В июле 1990 года я приехала в гости к отцу на мою малую родину, в Тикси, поселок за Полярным кругом в тогда еще советской Якутии, которая, впрочем, уже публично называлась местными интеллектуалами Республикой Саха.
Я очень волновалась перед поездкой: перелет из Запорожья в Москву был коротким, а вот из Москвы в Тикси он занимал шесть часов, и летела я одна, без бабушки. Мне было 14 с половиной; как и полагается всем подросткам, я была застенчивой, угрюмой и очень замкнутой, что, впрочем, нисколько не мешало мне хохотать до упаду в компании нескольких близких подруг, отпуская шутки разной степени идиотизма, и неловко дергаться за закрытыми дверями под многажды переписанные кассеты с «Депеш мод» и «Вояж-Вояж» Дезирель (естественно, при этом я воображала себя самым пластичным человеком на Земле: спасибо Ангелу Божественного Замедленья за мою блаженную неправоту).

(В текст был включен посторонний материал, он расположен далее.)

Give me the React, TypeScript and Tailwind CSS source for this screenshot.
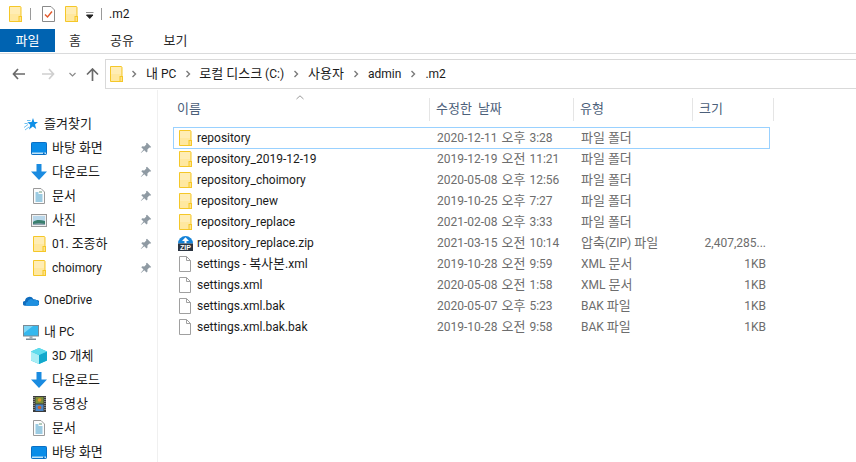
import React from "react";

const FONT = '"Roboto", "Noto Sans CJK KR", sans-serif';

/* Hangul in the picture runs on a 12px advance, wider than the latin beside it. */
function T({ children }: { children: string }) {
  const parts = children.split(/([\uac00-\ud7a3]+)/);
  return (
    <>
      {parts.map((p, i) =>
        i % 2 === 1 ? (
          <span key={i} className="text-[13px]">{p}</span>
        ) : (
          <React.Fragment key={i}>{p}</React.Fragment>
        )
      )}
    </>
  );
}

function Folder() {
  return (
    <svg width="13" height="16" viewBox="0 0 13 16">
      <path d="M.5.500h10.500a1 1 0 0 1 1 .8V15.500H.5z" fill="#ffe8a0" stroke="#f5c728" />
      <path d="M1 1h10v7H1z" fill="#ffedb5" />
      <rect x="10" y="10.500" width="2.500" height="5" fill="#ffe28a" stroke="#f5c728" />
    </svg>
  );
}

function Chevron() {
  return (
    <svg width="6" height="8" viewBox="0 0 6 8">
      <path d="M1.500 1l3 3-3 3" fill="none" stroke="#7a7a7a" strokeWidth="1.400" />
    </svg>
  );
}

function Pin() {
  return (
    <svg width="12" height="12" viewBox="0 0 12 12" className="mr-[5px] ml-auto">
      <path d="M7 .800l4.200 4.200-1.100.8-.7-.4-2 2 .1 2-1 1-2.200-2.200L1 11l-.2-.2 2.700-3.300L1.300 5.300l1-1 2 .1 2-2-.3-.8z" fill="#8f9aa3" />
    </svg>
  );
}

function Desktop() {
  return (
    <svg width="16" height="13" viewBox="0 0 16 13">
      <rect x=".5" y=".5" width="15" height="12" rx=".8" fill="#0a8de8" stroke="#0a6fc4" />
      <rect x="1" y="10.500" width="14" height="1.500" fill="#bfe3f8" />
      <rect x="12" y="10.500" width="1.500" height="1.500" fill="#0a6fc4" />
    </svg>
  );
}

function Download() {
  return (
    <svg width="16" height="16" viewBox="0 0 16 16">
      <path d="M5.500 0h5v7.500H16L8 16 0 7.500h5.500z" fill="#1a8be0" />
    </svg>
  );
}

function Doc() {
  return (
    <svg width="12" height="16" viewBox="0 0 12 16">
      <path d="M.5.500h7.500l3.500 3.500v11.500H.5z" fill="#fbfcfd" stroke="#9a9a9a" />
      <path d="M2.500 5h3M2.500 7h7M2.500 9h7M2.500 11h7M2.500 13h7" stroke="#3d9ac7" strokeWidth="1" />
      <path d="M6 4h3" stroke="#6a9a78" />
    </svg>
  );
}

function Pictures() {
  return (
    <svg width="16" height="13" viewBox="0 0 16 13">
      <rect x=".5" y=".5" width="15" height="12" fill="#f0f0f0" stroke="#979797" />
      <rect x="2" y="2" width="12" height="9" fill="#b9d7ea" />
      <path d="M2 8c3-2.500 7-2.500 12-1v4H2z" fill="#3a7f6e" />
      <path d="M2 10c4-1 8-1 12 0v1H2z" fill="#8fa3b0" />
    </svg>
  );
}

function Star() {
  return (
    <svg width="14" height="13" viewBox="0 0 14 13">
      <path d="M9 0l1.300 4 3.700.1-3 2.500 1.200 4.400-3.400-2.500L5 11.500l1.300-4.700-3-2.600 4.300-.2z" fill="#0f8fe6" />
      <path d="M0 9.500l4-3M.5 5.500h3M3 2.500h3.500M1 12l4-3" stroke="#6fc0f0" strokeWidth="1" />
    </svg>
  );
}

function Cloud() {
  return (
    <svg width="17" height="11" viewBox="0 0 17 11">
      <path d="M2.500 11a2.500 2.500 0 0 1-.4-5 4.800 4.800 0 0 1 9-1.800 3.500 3.500 0 0 1 3 .8 3 3 0 0 1 .9 6z" fill="#0f6cbd" />
      <path d="M5 11a2 2 0 0 1-.2-4 3.500 3.500 0 0 1 6.300-1.500 3 3 0 0 1 4.700 1A2.500 2.500 0 0 1 15 11z" fill="#1e90e0" />
    </svg>
  );
}

function Pc() {
  return (
    <svg width="16" height="15" viewBox="0 0 16 15">
      <rect x=".5" y=".5" width="15" height="10.500" fill="#35b8ee" stroke="#7a8a94" />
      <path d="M1 1h9L1 8z" fill="#7fd6f6" />
      <rect x="6.500" y="11" width="3" height="2.500" fill="#a3aeb5" />
      <rect x="3" y="13.500" width="10" height="1.500" fill="#7a8a94" />
    </svg>
  );
}

function Cube() {
  return (
    <svg width="16" height="16" viewBox="0 0 16 16">
      <path d="M8 0l8 3.500v9L8 16 0 12.500v-9z" fill="#25c6e0" />
      <path d="M0 3.500L8 7v9L0 12.500z" fill="#aaeef5" />
      <path d="M8 7l8-3.500v9L8 16z" fill="#12a8cc" />
      <path d="M8 0l8 3.500L8 7 0 3.500z" fill="#5fdcec" />
    </svg>
  );
}

function Film() {
  return (
    <svg width="13" height="16" viewBox="0 0 13 16">
      <rect width="13" height="16" fill="#3b3b3b" />
      <rect x="2.500" y="1" width="8" height="6.500" fill="#7c8f3a" />
      <rect x="2.500" y="8.500" width="8" height="6.500" fill="#4a86c8" />
      <circle cx="6.500" cy="4" r="1.800" fill="#e09a2a" />
      <circle cx="6.500" cy="11.500" r="1.800" fill="#c9622a" />
      <path d="M1 1v14M12 1v14" stroke="#c8c8c8" strokeWidth="1" strokeDasharray="1 1" />
    </svg>
  );
}

function Zip() {
  return (
    <svg width="15" height="15" viewBox="0 0 15 15">
      <path d="M7.500 0a7.500 7.500 0 0 1 7.500 7.500H0A7.500 7.500 0 0 1 7.500 0z" fill="#1583d8" />
      <path d="M7.500 1.200L11 5H8.500v2.500h-2V5H4z" fill="#fff" />
      <rect y="7.500" width="15" height="7.500" fill="#2b3440" />
      <text x="7.500" y="14" textAnchor="middle" fontSize="7" fontWeight="700" fill="#fff" fontFamily="Liberation Sans">ZIP</text>
    </svg>
  );
}

function BlankFile() {
  return (
    <svg width="12" height="16" viewBox="0 0 12 16">
      <path d="M.5.500h7l4 4v11H.5z" fill="#fff" stroke="#a0a0a0" />
      <path d="M7.500.500v4h4" fill="none" stroke="#a0a0a0" />
    </svg>
  );
}

function CheckDoc() {
  return (
    <svg width="13" height="16" viewBox="0 0 13 16">
      <path d="M.5.500h8.500l3.500 3.500v11.500H.5z" fill="#fff" stroke="#8a8a8a" />
      <path d="M3 8.500l2.500 2.500 4.500-5.500" fill="none" stroke="#e2582b" strokeWidth="1.400" />
    </svg>
  );
}

function NavItem({
  icon,
  label,
  pinned = false,
}: {
  icon: React.ReactNode;
  label: string;
  pinned?: boolean;
}) {
  return (
    <div className="flex h-[24px] items-center pl-[31px]">
      <span className="flex w-[16px] justify-center">{icon}</span>
      <span className="ml-[5px] text-[12px] text-[#1a1a1a]"><T>{label}</T></span>
      {pinned && <Pin />}
    </div>
  );
}

function NavHead({ icon, label }: { icon: React.ReactNode; label: string }) {
  return (
    <div className="flex h-[24px] items-center pl-[23px]">
      <span className="flex w-[16px] justify-center">{icon}</span>
      <span className="ml-[5px] text-[12px] text-[#1a1a1a]"><T>{label}</T></span>
    </div>
  );
}

type Row = { name: string; date: string; type: string; size: string; icon: "folder" | "zip" | "file" };

const rows: Row[] = [
  { name: "repository", date: "2020-12-11 오후 3:28", type: "파일 폴더", size: "", icon: "folder" },
  { name: "repository_2019-12-19", date: "2019-12-19 오전 11:21", type: "파일 폴더", size: "", icon: "folder" },
  { name: "repository_choimory", date: "2020-05-08 오후 12:56", type: "파일 폴더", size: "", icon: "folder" },
  { name: "repository_new", date: "2019-10-25 오후 7:27", type: "파일 폴더", size: "", icon: "folder" },
  { name: "repository_replace", date: "2021-02-08 오후 3:33", type: "파일 폴더", size: "", icon: "folder" },
  { name: "repository_replace.zip", date: "2021-03-15 오전 10:14", type: "압축(ZIP) 파일", size: "2,407,285...", icon: "zip" },
  { name: "settings - 복사본.xml", date: "2019-10-28 오전 9:59", type: "XML 문서", size: "1KB", icon: "file" },
  { name: "settings.xml", date: "2020-05-08 오전 1:58", type: "XML 문서", size: "1KB", icon: "file" },
  { name: "settings.xml.bak", date: "2020-05-07 오후 5:23", type: "BAK 파일", size: "1KB", icon: "file" },
  { name: "settings.xml.bak.bak", date: "2019-10-28 오전 9:58", type: "BAK 파일", size: "1KB", icon: "file" },
];

function FileRow({ row, selected }: { row: Row; selected: boolean }) {
  return (
    <div
      className={
        selected
          ? "flex h-[22px] w-[597px] items-center border border-[#99d1ff] text-[12px]"
          : "-mt-px flex h-[22px] w-[597px] items-center border border-transparent text-[12px]"
      }
    >
      <span className="flex w-[23px] justify-center pr-[1px]">
        {row.icon === "folder" && <Folder />}
        {row.icon === "zip" && <Zip />}
        {row.icon === "file" && <BlankFile />}
      </span>
      <span className="w-[240px] truncate text-[#1a1a1a]"><T>{row.name}</T></span>
      <span className="w-[144px] text-[#6d6d6d] [word-spacing:1px]"><T>{row.date}</T></span>
      <span className="w-[100px] text-[#6d6d6d]"><T>{row.type}</T></span>
      <span className="w-[85px] text-right text-[#6d6d6d]">{row.size}</span>
    </div>
  );
}

function HeaderCell({ label, width, sort = false }: { label: string; width: string; sort?: boolean }) {
  return (
    <div className={`relative flex h-[23px] items-center border-r border-[#e5e5e5] pb-[2px] pl-[6px] text-[12px] text-[#4c607a] ${width}`}>
      <span className="[word-spacing:3px]"><T>{label}</T></span>
      {sort && (
        <svg width="8" height="5" viewBox="0 0 8 5" className="absolute top-[-3px] left-[125px]">
          <path d="M.5 4L4 .8 7.500 4" fill="none" stroke="#9a9a9a" />
        </svg>
      )}
    </div>
  );
}

export default function App() {
  return (
    <div className="flex h-[462px] w-[856px] flex-col overflow-hidden bg-white" style={{ fontFamily: FONT }}>
      {/* Title bar */}
      <div className="flex h-[28px] items-center pl-[9px]">
        <Folder />
        <span className="ml-[8px] h-[12px] w-px bg-[#9a9a9a]" />
        <span className="ml-[11px]"><CheckDoc /></span>
        <span className="ml-[10px]"><Folder /></span>
        <svg width="8" height="7" viewBox="0 0 8 7" className="mt-[3px] ml-[8px]">
          <path d="M0 0h7.500M.5 3h6.500L3.750 6.500z" fill="#222" stroke="#222" strokeWidth="1" />
        </svg>
        <span className="ml-[7px] h-[12px] w-px bg-[#9a9a9a]" />
        <span className="ml-[7px] text-[12px] text-[#1a1a1a]">.m2</span>
      </div>

      {/* Ribbon tabs */}
      <div className="flex h-[26px] border-b border-[#dadbdc] pt-px text-[13px] text-[#2b2b2b]">
        <div className="flex h-[23px] w-[55px] items-center justify-center bg-[#0063b1] text-white">파일</div>
        <div className="flex h-[23px] w-[40px] items-center justify-center">홈</div>
        <div className="flex h-[23px] w-[54px] items-center justify-center">공유</div>
        <div className="flex h-[23px] w-[53px] items-center justify-center">보기</div>
      </div>

      {/* Navigation */}
      <div className="flex h-[36px] items-start pt-[5px]">
        <div className="flex h-[30px] w-[105px] items-center pl-[12px]">
          <svg width="13" height="12" viewBox="0 0 13 12"><path d="M6 1L1.500 6 6 11M2 6h11" fill="none" stroke="#6a6a6a" strokeWidth="1.700" /></svg>
          <svg width="13" height="12" viewBox="0 0 13 12" className="ml-[17px]"><path d="M7 1l4.500 5L7 11M11 6H0" fill="none" stroke="#cfcfcf" strokeWidth="1.700" /></svg>
          <svg width="7" height="5" viewBox="0 0 7 5" className="ml-[14px]"><path d="M.5 1l3 3 3-3" fill="none" stroke="#8a8a8a" strokeWidth="1.200" /></svg>
          <svg width="13" height="13" viewBox="0 0 13 13" className="ml-[10px]"><path d="M1 6.500l5.500-5.500L12 6.500M6.500 1.500V13" fill="none" stroke="#6a6a6a" strokeWidth="1.700" /></svg>
        </div>
        <div className="flex h-[30px] flex-1 items-center border-t border-b border-l border-[#d9d9d9] pl-[4px] text-[12px] text-[#1a1a1a]">
          <Folder />
          <span className="ml-[8px]"><Chevron /></span>
          <span className="ml-[9px]"><T>내 PC</T></span>
          <span className="ml-[9px]"><Chevron /></span>
          <span className="ml-[8px]"><T>로컬 디스크 (C:)</T></span>
          <span className="ml-[9px]"><Chevron /></span>
          <span className="ml-[9px]"><T>사용자</T></span>
          <span className="ml-[9px]"><Chevron /></span>
          <span className="ml-[9px]">admin</span>
          <span className="ml-[9px]"><Chevron /></span>
          <span className="ml-[9px]">.m2</span>
        </div>
      </div>

      {/* Body */}
      <div className="flex min-h-0 flex-1">
        <aside className="w-[158px] shrink-0 border-r border-[#f0f0f0] pt-[22px]">
          <NavHead icon={<Star />} label="즐겨찾기" />
          <NavItem icon={<Desktop />} label="바탕 화면" pinned />
          <NavItem icon={<Download />} label="다운로드" pinned />
          <NavItem icon={<Doc />} label="문서" pinned />
          <NavItem icon={<Pictures />} label="사진" pinned />
          <NavItem icon={<Folder />} label="01. 조종하" pinned />
          <NavItem icon={<Folder />} label="choimory" pinned />
          <div className="h-[8px]" />
          <NavHead icon={<Cloud />} label="OneDrive" />
          <div className="h-[8px]" />
          <NavHead icon={<Pc />} label="내 PC" />
          <NavItem icon={<Cube />} label="3D 개체" />
          <NavItem icon={<Download />} label="다운로드" />
          <NavItem icon={<Film />} label="동영상" />
          <NavItem icon={<Doc />} label="문서" />
          <NavItem icon={<Desktop />} label="바탕 화면" />
        </aside>

        <main className="min-w-0 flex-1 pt-[8px]">
          <div className="ml-[13px] flex">
            <HeaderCell label="이름" width="w-[259px]" sort />
            <HeaderCell label="수정한 날짜" width="w-[144px]" />
            <HeaderCell label="유형" width="w-[119px]" />
            <HeaderCell label="크기" width="w-[81px]" />
          </div>
          <div className="mt-[6px] ml-[15px] flex flex-col">
            {rows.map((row, i) => (
              <FileRow key={row.name} row={row} selected={i === 0} />
            ))}
          </div>
        </main>
      </div>
    </div>
  );
}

Папа встретил меня в крошечном тиксинском аэропорту (по-моему обшитом вагонкой), и мы долго ехали на машине через болотисто-зеленую тундру с его коллегой за рулем. Вкусы коллеги были просты, как рев океана: из магнитолы весело подвывала певица позднего советского времени (и будущих челночных перегонов) Марина Журавлева:
Ах, черемуха бееелая,Сколько бед ты надеееелала…
Мы с папой переглядывались и в какой-то момент, не выдержав, громко рассмеялись.
Папа жил на Проспекте Ленина на последнем этаже четырехэтажного дома, установленного на традиционных для Крайнего Севера сваях: отсюда ровно через два года его увезут с обширным инфарктом и спасут буквально в последний момент. А пока что он выделил мне маленькую комнату с видом на ближайший дом, за которым виднелась невысокая сопка, и я стала привыкать к новому режиму – белым полярным ночам, длинным прогулкам по тиксинской бухте в компании отца и его близкого друга Василия Федоровича, дяди Васи (Царствие ему Небесное): они варили уху из омуля и нельмы прямо на берегу, зачерпывая почти пресную воду из моря Лаптевых, и это была самая вкусная уха в моей жизни.
В тундре меня поедом ели комары, и отец принес с работы тяжеленную парку Columbia: они тогда только-только стали появляться у полярников. Я укутывалась в парку по самые уши, становясь похожей на брезентовое чучелко – отличную цель для альбатросного поносометанья, в парке было жарко, но зато она отлично защищала от гигантских тварей, похожих на жужжащие цеппелины; мы бродили по сопкам часами.
В один из дней (я училась готовить гречневую кашу, и она, само собой, убежала из кастрюли) папа принес записанную для меня кем-то из его сотрудников кассету с музыкой группы «Кино». Я, конечно, слышала о Цое, но ни поклонницей группы, ни вошедшего тогда в моду нугмановского фильма «Игла» не была.
Песен, еще не написанных, сколько?Скажи, кукушка, пропой.В городе мне жить или на выселках,Камнем лежать или гореть звездой? Звездой…
…Я выучила все песни наизусть буквально за два-три дня. Папа уходил на работу, оставив мне ключи (официально он был в отпуске, но всегда находились дела, требовавшие его присутствия), но я так и сидела дома – дожидаясь его, смотрела в окно и тихонько пела вслед за Цоем:
Дом стоит, свет горит, из окна видна даль.Так откуда взялась печаль?И, вроде, жив и здоров, и, вроде, жить не тужить.Так откуда взялась печаль?..
Так просто и точно петь о главном – графически-четком пейзаже и силуэте дома, который ты однажды покинешь навсегда, и о смутном ощущении тревоги и грусти от несделанного и несбывшегося (гриновский зов был воссоздан Цоем гораздо масштабнее и сильнее, чем все прочитанное и услышанное до этого) – больше это не удавалось тогда никому.
Моросящий дождь в стремительно холодеющем полярном пейзаже, многочасовой полет на вертолете с отцом, нерпа на осколке льдины в тиксинской бухте – вот что такое песни Цоя. Я вернулась домой 14 августа, а на следующий день, 15, в новостях было объявлено, что Цой погиб, разбившись в автокатастрофе.
Для меня же он навсегда остался в полярном августовском воздухе, где до сих пор в закоулках памяти скитаюсь и я сама.